Monday, July 2, 2007

16 GREAT money rules

Source: Liz Pulliam Weston of msn.com

This is a great article from Liz Weston. I like it.

1) Retirement: Save 10% for retirement, 15% for more comfort, 20% to early retirement.

This rule of thumb works pretty well if you start to save for retirement by your early 30s. Saving at least 10% of your income ensures you will have a retirement. 15% should get you a more comfortable retirement, while 20% gives you a shot at an early retirement.

However, if you wait till you're in 40s to start, though, and you'll need 15% for retirement and 20% for comfort; an early retirement may not be possible.

2) Retirement: Retirement money is for retirement; until then, don't touch them.

3) Student loans: Your total borrowing shouldn't exceed what you expect to make your first year out of school.

The borrowings include student loans and credit card debts.

4) College savings: Saving for retirement is more important, but try to put at least $25 a month per kid in a college savings plan.

But contributing even a small amount each month will help reduce the amount of debt your child eventually incurs.

5) Cars: Buy used and drive it for at least 10 years.

6) Cars: If you must borrow to buy a car, follow the 20/4/10 rule.

Which means: Make a 20% down payment, don't borrow for more than four years and don't agree to a monthly payment that's more than 10% of your income -- or 8% if you plan to buy a home in the next few years.

7) Cars: To compute and compare the real monthly cost to buy, insure and operate a car, divide by 30.

You can get more precise figures about how much a car will cost over five years by using Edmunds.com's "True Cost to Own" calculator. But this rule of thumb will help you determine if that car you think is affordable actually will be once all costs are factored in.

8) Credit cards: If you carry a balance, look for the lowest rate. If you don't, get rewards at least equal to 1.5% of what you spend.

9) Debt repayment: Pay off maxed-out cards first.

You should first tackle any card that's close to its limit, since maxing out cards hurts your credit scores and can trigger penalty rates and fees.

10) Financial flexibility: You need to be able to get your hands on cash or credit equal to three months' worth of expenses.

Ideally, everybody would have at least three months' worth of expenses saved up in cash to serve as a cushion against job loss or other disasters.
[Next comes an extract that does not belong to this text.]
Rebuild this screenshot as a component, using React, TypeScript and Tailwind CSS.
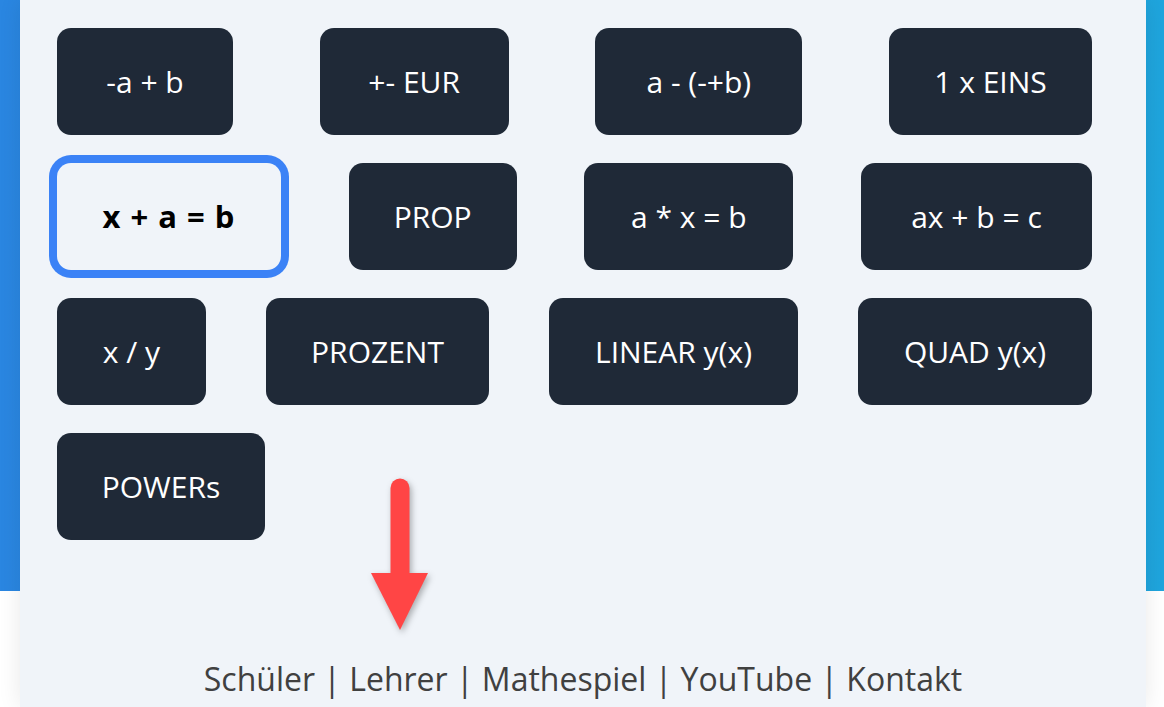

But saving that much money can take a while and many families have more important priorities to address first.

Still, save a small amount for emergency. If you have a house, an unused home equity line of credit also can be used as stand-ins for a real emergency fund until you can get around to save the cash.
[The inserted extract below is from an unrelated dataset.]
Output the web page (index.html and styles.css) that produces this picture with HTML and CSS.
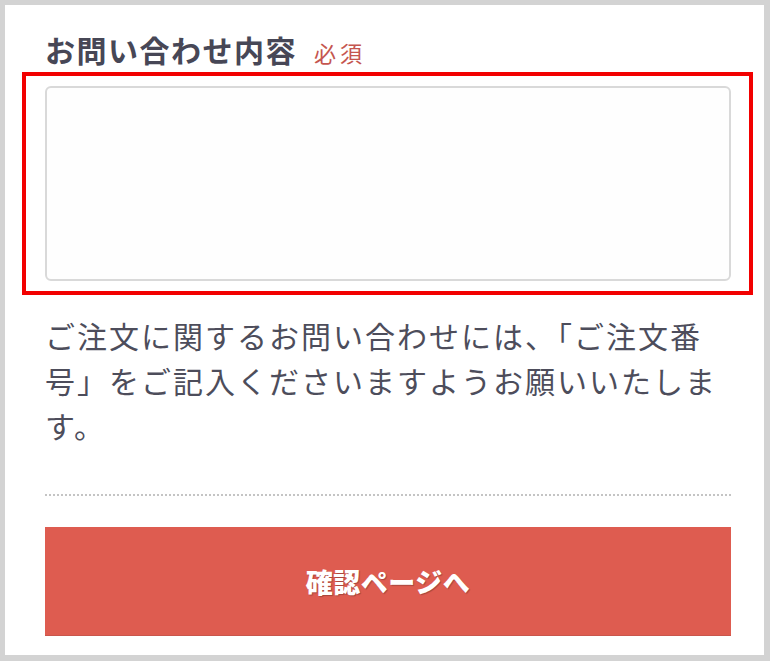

11) Insurance: Cover yourself for catastrophic expenses, not the stuff you can cover out of pocket.

Insurance isn't meant to cover the normal expenses of daily living. It is designed to bail you out when you face expenses so big they might otherwise wipe you out financially. That's why you want high limits on your policies -- but high deductibles, too.

12) Life insurance: Those who need it typically need five to 10 times their income.

Most people need to answer only two questions about insurance: "Do I need it?" and, if the answer is yes, "How much do I need?"

Term or "pure" insurance is usually the way to go, since insurance that includes an investment component can busting most families' budgets.

13) Mortgages: If you can't afford to buy the house using a 30-year fixed-rate mortgage, you can't afford the house.

14) Mortgages: Fix the rate for at least as long as you plan to be in the home.

15) Mortgages: You almost certainly have better things to do with your money than prepay a low-rate, deductible mortgage.

Don't consider prepaying your mortgage until you're taking full advantage of your retirement savings options and have paid off all your other debt.

16) Priorities: Retirement, then credit cards, then emergency fund.

Your highest priority should be saving for retirement, since every dollar you fail to save today could cost you $10 or more in lost retirement income. Also, opportunities to get a 401(k) match or to fund an IRA or Roth IRA are "use it or lose it" propositions.

Paying off credit card debt should be your next highest priority, since it's probably accumulating at double-digit interest rates and reducing your financial flexibility.

Finally, an emergency fund equal to three to six months' worth of living expenses can protect us from financial ruin caused by job loss, disability, illness, accidents, or natural disasters.

Having a pile of cash in a high-rate savings account can also do wonders for reducing your money anxieties.